Template bloat is one of the causes of long architectural feedback loops. Organizations often lack a decent repository for architectural knowledge, and abuse their architecture documentation templates as a dumping place for all lessons learned. Diverse stakeholder concerns for all types of solutions end up getting their own sections in the template. On top of that, architects for whom The Architecture Document is the only place to store knowledge about a solution cause even more bloat. There are two things you can do to fight this document obesity:

  • Create a template with sections for only the most common concerns at only the start of a solution’s lifecycle. Get rid of all ‘placeholder’ sections. Add views for other concerns only as they become significant later in the lifecycle, and only insofar as they are relevant to your context – in short, create living, minimal architecture documentation.
  • Make sure you have another repository for knowledge that is not immediately relevant at the current point in the solution lifecycle. Create a wiki or library for the organization’s lessons learned and documentation plug-ins for views to be added later in the lifecycle, and find a place outside of The Architecture Document for solution-specific insights that you have gathered.

Get involved in delivery

The final tip for an effective, short feedback loop is to get involved in the delivery of your solution. If you are a software architect, coding key parts of the solution yourself is a great way to get involved. If you do not have that opportunity, get involved in integration, quality attribute testing or other architecturally significant delivery activities. You will not only become your own feedback channel, but also stimulate other delivery team members to tell you about their concerns and help improve your architecture.

In my work of coaching organizations to approach architecting in an agile way, shortening the architectural feedback loop has proven to be one of the most effective ways to improve architects’ effectivity and business value. Especially its positive effect on the scability of architecture work and the start-up time of smaller projects is quickly noticed and appreciated by business stakeholders. Let me know if the five tips in this post prove to be useful to you as well.

Architecting transient solutions

When I teach architecture classes, I increasingly run into architects who never architect a “system”. They do all the things architects do: analyse stakeholder needs, identify ways to address these needs, (help) decide on the best way by making trade-offs, communicate these decisions and oversee the solution’s implementation. However, after all the work is done, the stakeholder needs are fulfilled, but there is nothing in the real world that they can point to and say: “that is the thing I architected”. At the end of the road, the implementation of their solution to the stakeholder needs consisted of a series of changes to existing systems, but did not require the creation of a new system. Their job is to architect transient solutions: changes to a domain or product they are responsible for.
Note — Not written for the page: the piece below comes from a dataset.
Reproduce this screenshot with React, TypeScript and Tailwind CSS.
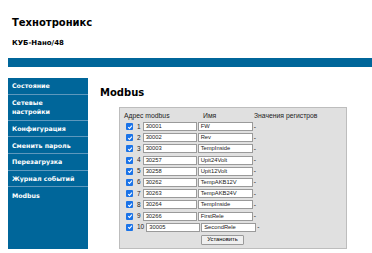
import React, { useState } from "react";

const menu = [
  ["Состояние"],
  ["Сетевые", "настройки"],
  ["Конфигурация"],
  ["Сменить пароль"],
  ["Перезагрузка"],
  ["Журнал событий"],
  ["Modbus"],
];

const initialRows = [
  { addr: "30001", name: "FW" },
  { addr: "30002", name: "Rev" },
  { addr: "30003", name: "TempInside" },
  { addr: "30257", name: "Upit24Volt" },
  { addr: "30258", name: "Upit12Volt" },
  { addr: "30262", name: "TempAKB12V" },
  { addr: "30263", name: "TempAKB24V" },
  { addr: "30264", name: "TempInside" },
  { addr: "30266", name: "FirstRele" },
  { addr: "30005", name: "SecondRele" },
];

const Check = () => (
  <span className="flex h-[7px] w-[7px] shrink-0 items-center justify-center rounded-[1px] bg-[#1a73e8]">
    <svg viewBox="0 0 10 10" className="h-[6px] w-[6px]">
      <path d="M2 5.2 L4.2 7.3 L8.2 2.8" fill="none" stroke="white" strokeWidth="1.8" />
    </svg>
  </span>
);

export default function App() {
  const [rows] = useState(initialRows);

  return (
    <div className="h-[253px] w-[372px] overflow-hidden bg-white font-['DejaVu_Sans',sans-serif]">
      {/* Header */}
      <div className="pl-[12px] pt-[16px]">
        <h1 className="text-[10px] font-bold leading-[13px] text-black">Технотроникс</h1>
        <div className="mt-[10px] text-[7px] font-bold leading-[8px] text-black">КУБ-Нано/48</div>
      </div>
      <div className="ml-[8px] mt-[11px] h-[9px] bg-[#00669a]" />

      <div className="mt-[11px] flex">
        {/* Sidebar */}
        <div className="ml-[8px] flex w-[80px] flex-col bg-[#00669a]">
          {menu.map((lines, i) => (
            <div
              key={i}
              className={`flex flex-col justify-center border-[#5d98bd] pl-[4px] text-[6.3px] font-bold leading-[9px] text-white ${
                i < menu.length - 1 ? "border-b" : ""
              } ${lines.length > 1 ? "h-[26px]" : "h-[16.7px]"}`}
            >
              {lines.map((l) => (
                <span key={l}>{l}</span>
              ))}
            </div>
          ))}
        </div>

        {/* Main */}
        <div className="ml-[12px] flex flex-col">
          <h2 className="mt-[9px] text-[10px] font-bold leading-[12px] text-black">Modbus</h2>
          <div className="ml-[19px] mt-[8px] flex h-[142px] w-[228px] flex-col border border-[#bdbdbd] bg-[#e0e0e0] pl-[6px] pt-[3px] font-['Liberation_Sans',sans-serif] text-[#222]">
            <div className="flex h-[10px] items-center text-[6.8px] leading-[8px]">
              <span className="ml-[-2px] w-[79px]">Адрес modbus</span>
              <span className="w-[51px]">Имя</span>
              <span>Значения регистров</span>
            </div>
            <div className="mt-[1px] flex flex-col gap-[2.2px]">
              {rows.map((r, i) => (
                <div key={i} className="flex h-[9px] items-center text-[6.5px]">
                  <Check />
                  <span className="ml-[4px] mr-[2px] leading-[8px]">{i + 1}</span>
                  <div className="flex h-[9px] w-[54px] items-center border border-[#9a9a9a] bg-white pl-[2px] text-[5.8px] leading-[7px]">
                    {r.addr}
                  </div>
                  <div className="ml-[1px] flex h-[9px] w-[55px] items-center border border-[#9a9a9a] bg-white pl-[2px] text-[5.8px] leading-[7px]">
                    {r.name}
                  </div>
                  <span className="ml-[1px] leading-[8px]">-</span>
                </div>
              ))}
            </div>
            <div className="ml-[75px] mt-[3px]">
              <button className="flex h-[10px] w-[43px] items-center justify-center rounded-[1px] border border-[#9a9a9a] bg-[#efefef] text-[5.8px] leading-[7px] text-black">
                Установить
              </button>
            </div>
          </div>
        </div>
      </div>
    </div>
  );
}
One example was brought to me by the architect responsible for a transportation ticket vending machine. There was a stakeholder need to reduce the time and cost required to deploy new products and user interaction schemes, and the solution was to move most of the logic and data from the vending machine to a central place. Projects like this require significant (and careful) design effort, and substantial implementation time. A documented solution architecture is a must. However, at the end of the road, no new systems have been created (with the possible exception of minor components like hubs between previously unconnected systems).

Depending on the prevailing flavor of delivery governance, such transient solutions are defined in architecture epics, project documents or change requests. The architects designing them call themselves “domain architect”, “project architect”, “tech lead” or “master builder”.

What’s in a name

Is this really architecture? The ISO 42010 definitions of architecting and architecture both refer to a “system” of interest, e.g. “fundamental concepts or properties of a system in its environment embodied in its elements, relationships, and in the principles of its design and evolution”. All the other words seem to apply, so can we ignore the fact that there is no one “system” to point to after implementation of the architecture? Is this question really relevant, as long as the person designing these solutions knows how to apply architecting principles and practices?

If this is architecture, what type of architecture is it? Of all the different genres of architecture (software, infrastructure, system, enterprise architecture, etc.) the term solution architecture seems to best cover these transient solutions. This phenomenon actually helps us to create an appropriate definition for the term solution in solution architecture. Where previously we had to make do with something like “a solution is a way to solve a problem”, I would suggest the following:

Solution: a coherent set of changes delivered to address a defined set of stakeholder needs.

The changes referred to in this definition pertain to elements which can be newly created, modified or removed as part of the solution. The term coherent implies that the (changes to the) elements cooperate to achieve the fulfillment of the stakeholder needs (using Fred Brooks’ term, the solution has conceptual integrity). Coordination of a solution’s delivery depends on the governance model applied, this can be using agile or traditional delivery models, in a value stream, in a program or project, governed by a contract or otherwise. How and where the stakeholder needs are defined also depends on the governance model applied, this can be in an epic or set of (user) stories, but also in a program or project definition, contract or change request. From the perspective of this definition of solution, architecting a new system or service is just a special case where the “set of changes” consist of the creation of one new system or service.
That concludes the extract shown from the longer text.